In manchem Biedermann steckt auch ein Brandstifter: Vor 50 Jahren verblüffte die distinguierte Mercedes S-Klasse mit wilder Muscle-Car-Power. Die populärste Prestigelimousine bediente sich der V8-Maschine aus dem Mercedes 600 und machte Jagd auf Sportwagen.
 
Eine gelungene Kombination: Der 184 kW/250 PS kräftige 6,3-Liter-V8 aus der gigantischen Staatskarosse 600 Pullman machte aus dem 300 SEL Deutschlands schnellste Serienlimousine, durch markante Halogen-Doppelscheinwerfer verschaffte sie sich freie Bahn. 6,5 Sekunden für den Null-auf-Hundert Sprint bedeuteten für einen Viertürer sogar inoffiziellen Weltrekord. Exakt 6.526 Käufer leisteten sich den Traumtyp 6.3, für den Mercedes anfangs knapp 40.000 Mark berechnete - das entsprach dem Preis von zwei Porsche 911 T oder zwei S-Klasse-Limousinen mit Sechszylindermotor. Trotzdem war für die V8-Käufer die Abwahl des Typensignets auf dem Kofferraumdeckel die populärste Option im großen Katalog der Sonderausstattungen.
 
Power ohne Protz schützte in den Jahren des gesellschaftlichen Umbruchs vor Attacken. Besonders in Europa wurde nun der Nerz nach innen getragen, weniger Schein als Sein war angesagt. Mit dem 300 SEL 6.3 nahm Mercedes diesen Trend vorweg - zufällig. Tatsächlich sollen es nämlich andere Gründe gewesen sein, die zur Entwicklung der ultimativen S-Klasse führten. Da waren zum einen die zusätzlichen Absatzmöglichkeiten für den aufwändig entwickelten und anfangs nur im Modell 600 eingesetzten V8 des Typs M 100. Hinzu kam eine Kampfansage aus Rüsselsheim, denn Opel verkaufte sein Spitzenmodell Diplomat mit amerikanischem V8. Als dann auch noch der italienische Supercar-Spezialist Iso Rivolta mit dem viertürigen Fidia S4 inklusive5,4-Liter-V8 nach dem Blauen Band des schnellsten Autobahnliners griff, ließ Mercedes seinem legendären Versuchsingenieur Erich Waxenberg freie Hand. Waxenberg schärfte den 300 SEL, auch weil er Einsätze bei Tourenwagenrennen im Sinn hatte.
 
Die Amerikaner wählten die schwäbische Hochleistungslimousine in Leserbefragungen der Fachpresse zum ,,greatest sedan in the world", deutlich vor Cadillac und Rolls-Royce.
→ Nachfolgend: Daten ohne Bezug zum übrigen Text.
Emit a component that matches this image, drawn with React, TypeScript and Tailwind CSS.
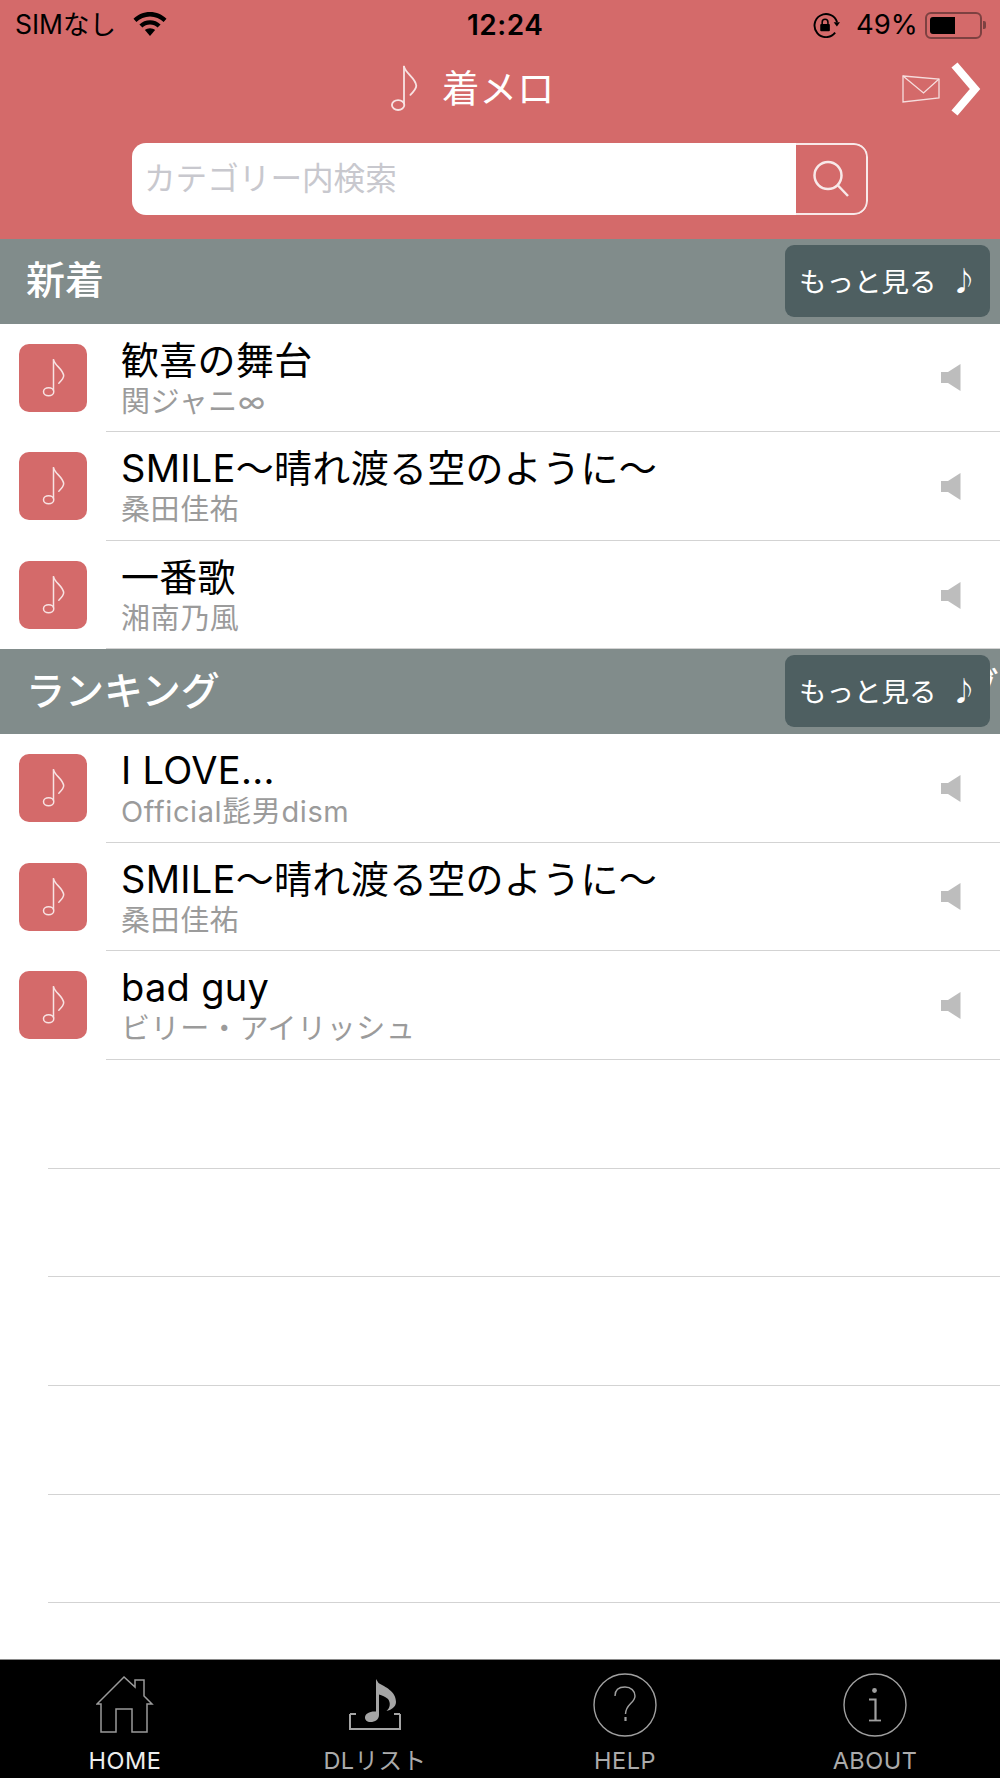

Wohl auch weil der 225 km/h flotte Big Benz mit serienmäßiger Viergang-Automatik seine Kraft so sanft und leise entfaltete, während andere, vergleichbar rasante Boliden ihr Temperament stets mit Gebrüll inszenierten.
 
Auch das war damals neu: Der schon leer mehr als 1,7 Tonnen schwere, luftgefederte Kreuzer konnte längere Distanzen mit Vmax ohne Auflösungserscheinungen seiner vier Gummis absolvieren. Tatsächlich galt das rasende Chefzimmer als erstes europäisches Fahrzeug mit serienmäßig breiten Niederquerschnittsreifen der Serie 195 VR Type 70. Damit der Benz nicht nur brutal beschleunigen, sondern ebenso bremsen konnte, bekam er vorn und hinten innenbelüftete Scheibenbremsen.
 
Ein wenig mysteriös ist bis heute, wie viele Prominente sich damals die einzige Hochleistungslimousine gönnten, die sich ernsthaft mit sportlichen Statussymbolen wie Porsche 911 S oder Jaguar E-Type messen konnte. In der Namensliste, die sich den heißblütigsten Rebellen der Luxusklasse leistete, wird Peter Fonda ebenso genannt wie Udo Jürgens, Peter Alexander und Hildegard Knef. Sogar Steve McQueen soll ,,the greatest sedan" über amerikanische Highways getrieben haben.